The Fermi level of a solid-state body is the thermodynamic work required to add one electron to the body. It is a thermodynamic quantity usually denoted by μ or EF for brevity. The Fermi level does not include the work required to remove the electron from wherever it came from. A precise understanding of the Fermi level—how it relates to electronic band structure in determining electronic properties; how it relates to the voltage and flow of charge in an electronic circuit—is essential to an understanding of solid-state physics.

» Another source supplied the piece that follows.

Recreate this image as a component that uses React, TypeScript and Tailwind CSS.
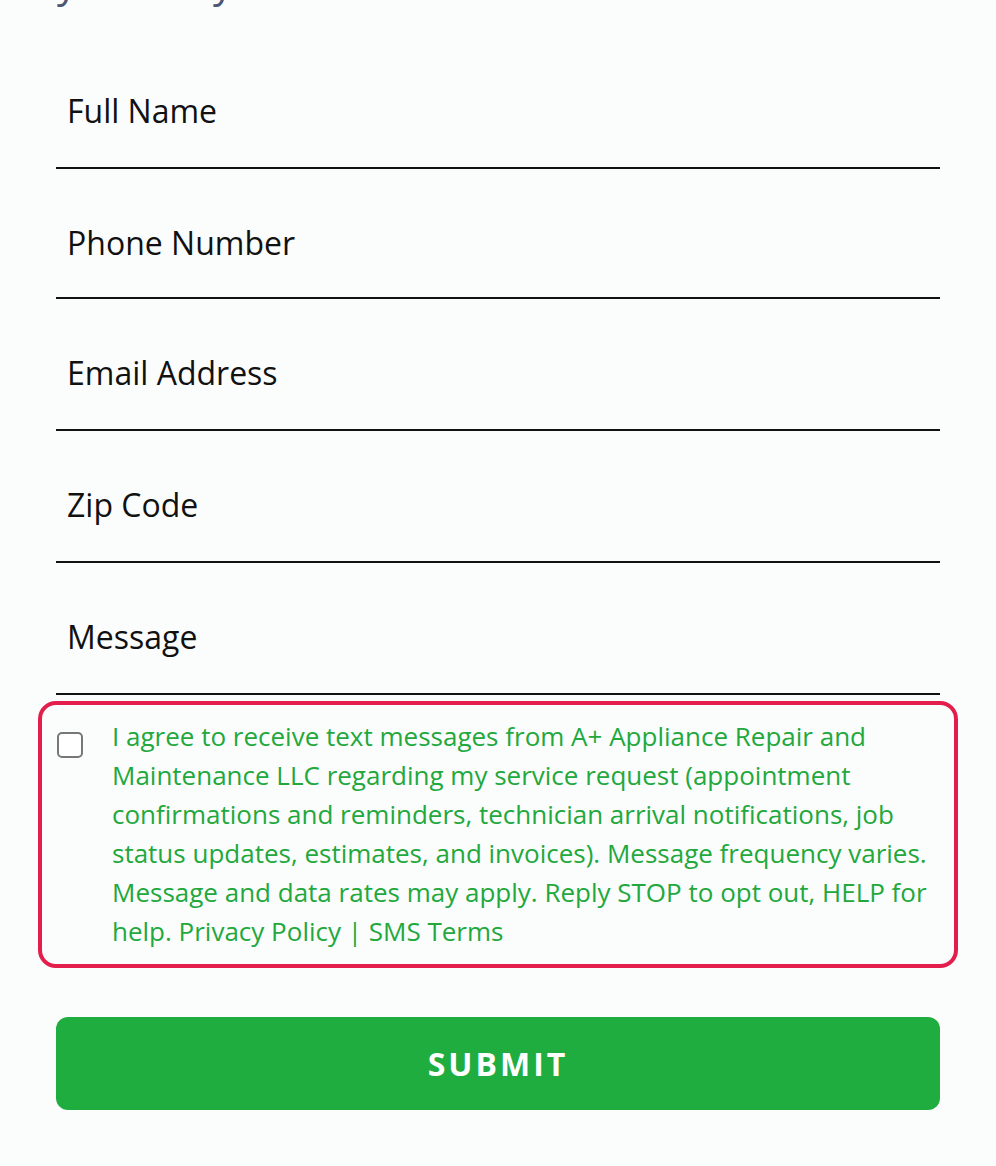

In thermodynamics, the chemical potential of a species is the energy that can be absorbed or released due to a change of the particle number of the given species, e.g. in a chemical reaction or phase transition. The chemical potential of a species in a mixture is defined as the rate of change of free energy of a thermodynamic system with respect to the change in the number of atoms or molecules of the species that are added to the system. Thus, it is the partial derivative of the free energy with respect to the amount of the species, all other species' concentrations in the mixture remaining constant. When both temperature and pressure are held constant, and the number of particles is expressed in moles, the chemical potential is the partial molar Gibbs free energy. At chemical equilibrium or in phase equilibrium, the total sum of the product of chemical potentials and stoichiometric coefficients is zero, as the free energy is at a minimum. In a system in diffusion equilibrium, the chemical potential of any chemical species is uniformly the same everywhere throughout the system.